Златовратский неопределенно улыбался и перевел разговор на другую тему. Одет он был плохо и выглядел очень жалким. Вообще он показался Мамину скучным, неинтересным. Разговор не клеился. Мария Якимовна пыталась приобщить Дмитрия Наркисовича к музыкальной жизни Москвы.
— Рубинштейн дает концерты. Ты подумай только — сам Рубинштейн! Пойдем сегодня, — упрашивала она.
Дмитрий Наркисович уступил. Но на следующий раз откровенно признался, что не понимает слишком серьезной музыки.
— Зато я бы с удовольствием послушал наши уральские проголосные песни. Народную музыку я люблю и понимаю.
Через неделю Златовратский прислал приглашение прийти к нему.

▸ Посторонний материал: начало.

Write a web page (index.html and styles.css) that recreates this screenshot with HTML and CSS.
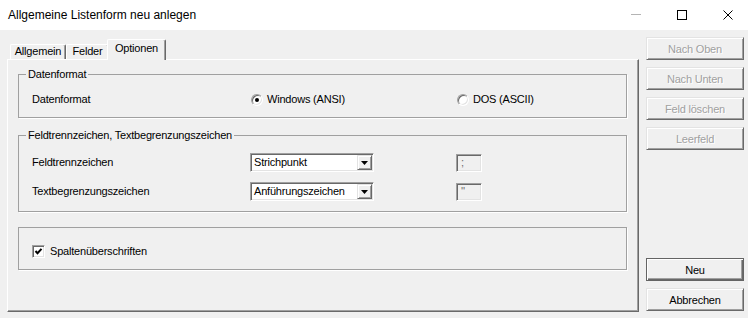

Писал, что будет кой-кто из писателей. Дмитрий Наркисович решил пойти. У Златовратского он встретил Короленко. Они поздоровались как давнишние приятели. Владимир Галактионович с добродушным юмором рассказывал, как он в лютые морозы согревался у камелька в юрте, как на дымок заехал к нему однажды «соколинец», бежавший с каторги.

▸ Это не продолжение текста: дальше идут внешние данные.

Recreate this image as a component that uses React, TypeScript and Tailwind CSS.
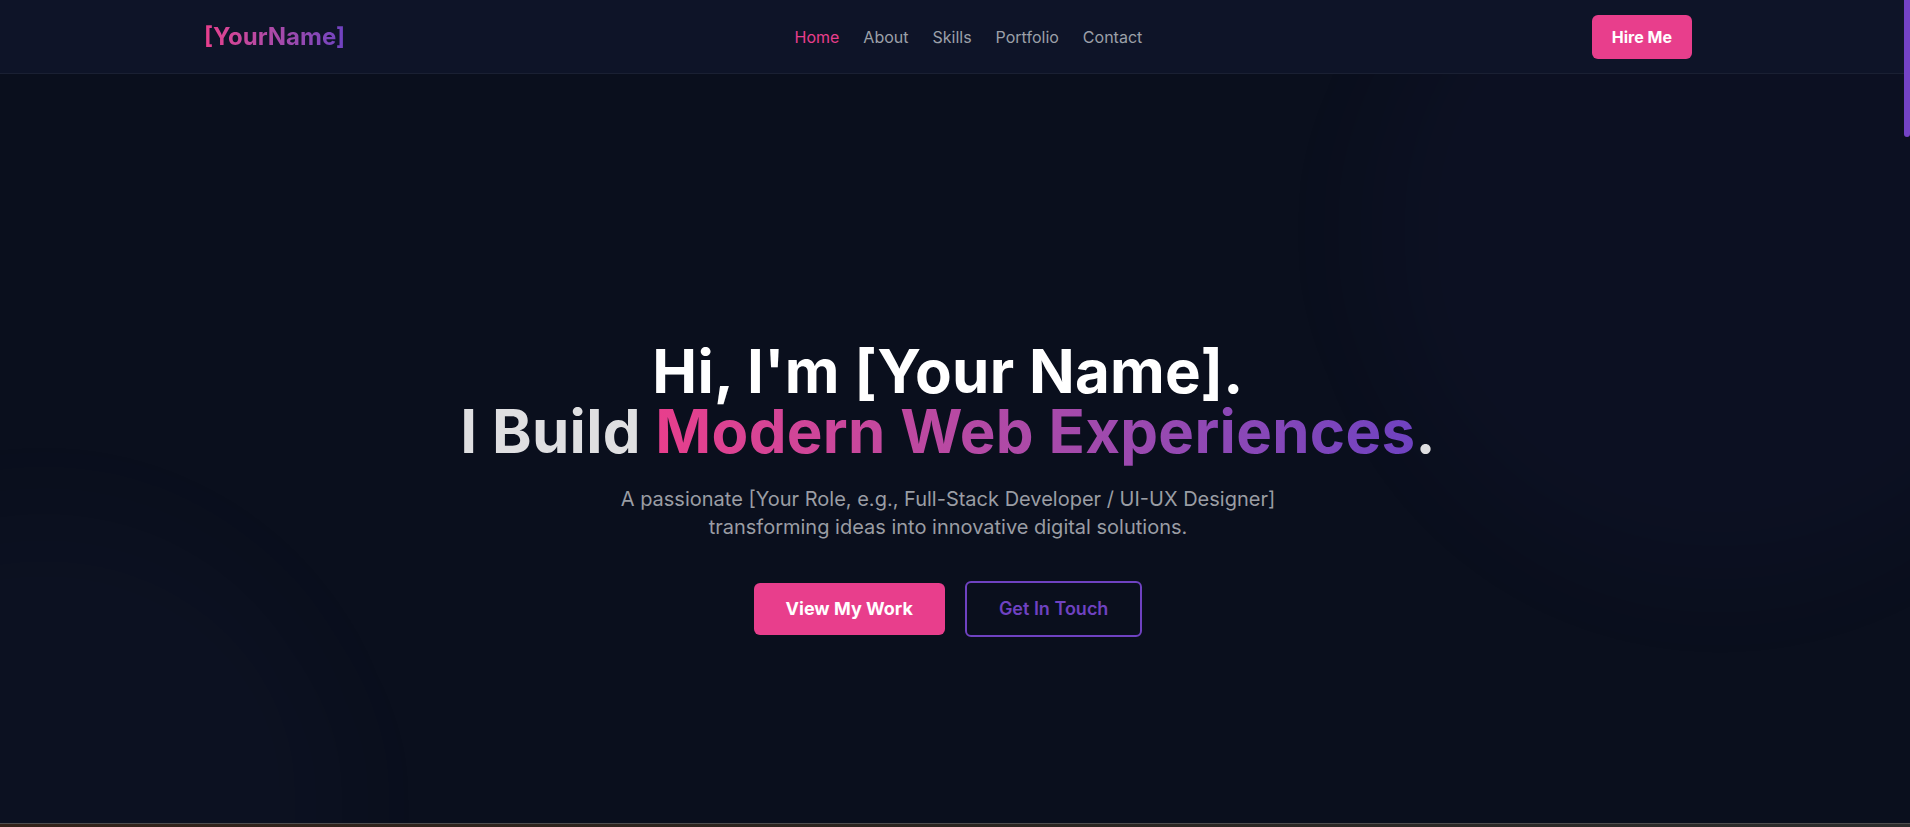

— Хороший был человек, душевный…
Вскоре пришло еще несколько гостей. Среди них писатели Мачтет, Пругавин и господин в учительском вицмундире. О нем Короленко сказал:
— Московский пророк. Говорят, самого Льва Толстого наставляет.
«Пророк», оказавшийся преподавателем одного из московских училищ, быстро овладел разговором. Он безжалостно громил науку, искусство, цивилизацию. Уверял, что спасение человеков заключается в ручном труде и религии. Особенно напирал на необходимость отыскать бога, — успокоить свою совесть и воздержаться от мясоядения.
Дмитрий Наркисович слушал и хмурился.
— Ну, как? — спросил Владимир Галактионович.
— Не понимаю я и не признаю этого мракобесия.
— Поживете в столице, так не то еще увидите. Все это ненастоящее. Настоящее там, где-нибудь на берегах Ветлуги или у вас на Каме, на Чусовой.
— Настоящая жизнь и настоящие люди, действительно, там — в глубине России…
Шатания и растерянность видел он в среде литераторов. Происходил какой-то большой подспудный процесс, под натиском новых капиталистических отношений и в городе и в деревне шла огромная ломка. А литература как будто стояла в стороне от жизни. Не стало «Отечественных записок». Зато появилось много юмористических журналов, хотя веселиться было не с чего. Черная ночь победоносцевской реакции опускалась над Россией.
Поездка в Москву помогла крепче завязать связи с журналами, в первую очередь с «Русской мыслью». Редактор журнала Виктор Александрович Гольцев встретил радушно. «Русская мысль» являлась знаменем народнического либерализма и претендовала на роль ведущего общественно-литературного органа. Естественно Гольцев рассчитывал, что имя молодого талантливого писателя украсит страницы журнала. Здесь в 1886 г. начал печататься новый роман Мамина «На улице», являвшийся в известном смысле продолжением «Горного гнезда». Но Дмитрию Наркисовичу не хотелось связывать себя с единственным журналом.
В литературе он шел своей дорогой, сохраняя независимость мысли.
Возвратившись в Екатеринбург, он с наслаждением отдался давнишней страсти к поездкам, дорожным встречам и впечатлениям. Как губка, впитывал он в себя самый разнообразный материал. Он испытывал жадное любопытство к людям и фактам. На протяжении каких-нибудь трех — четырех лет он объездил и облазил чуть не весь Урал. Поднимался на Иремель, побывал в Ныробе. Коллекционировал уральские самоцветы и ездил на их родину в село Мурзинку. Производил даже археологические раскопки и однажды где-то около Камышлова откопал с приятелем-крестьянином кость мамонта. Кость была торжественно передана Уральскому Обществу любителей естествознания. Принимал участие и в театральной жизни Екатеринбурга, готовил для постановки в местном театре пьесу «Золотопромышленники».
Ее ставили. Театр был битком набит. Вызывали автора. Дмитрий Наркисович, однако, возвратился из театра в грустном настроении.
Играли местные любители и играли плохо. Но это бы еще с полбеды. Главное заключалось в сознании, что пьеса не вышла как пьеса, богатый материал не умещался в четырех действиях. Взыскательный к самому себе, писатель находил еще много недостатков, не замеченных другими.
— Ну я за вами… Одевайтесь и едем.
— Куда?
— Говорю: одевайтесь… У меня и лошадь у ворот.
— Что за спешка?
В дверях стоял широкоплечий плотный мужчина с круглым лицом и бойкими глазами. Он в высоких охотничьих сапогах, в кожаной куртке, с сумкой через плечо. Это Иван Васильевич Попов, старый знакомый. «Разбитной уралец» — зовет его Дмитрий Наркисович. Это один из тех простых людей, с которыми так любил бывать и беседовать писатель.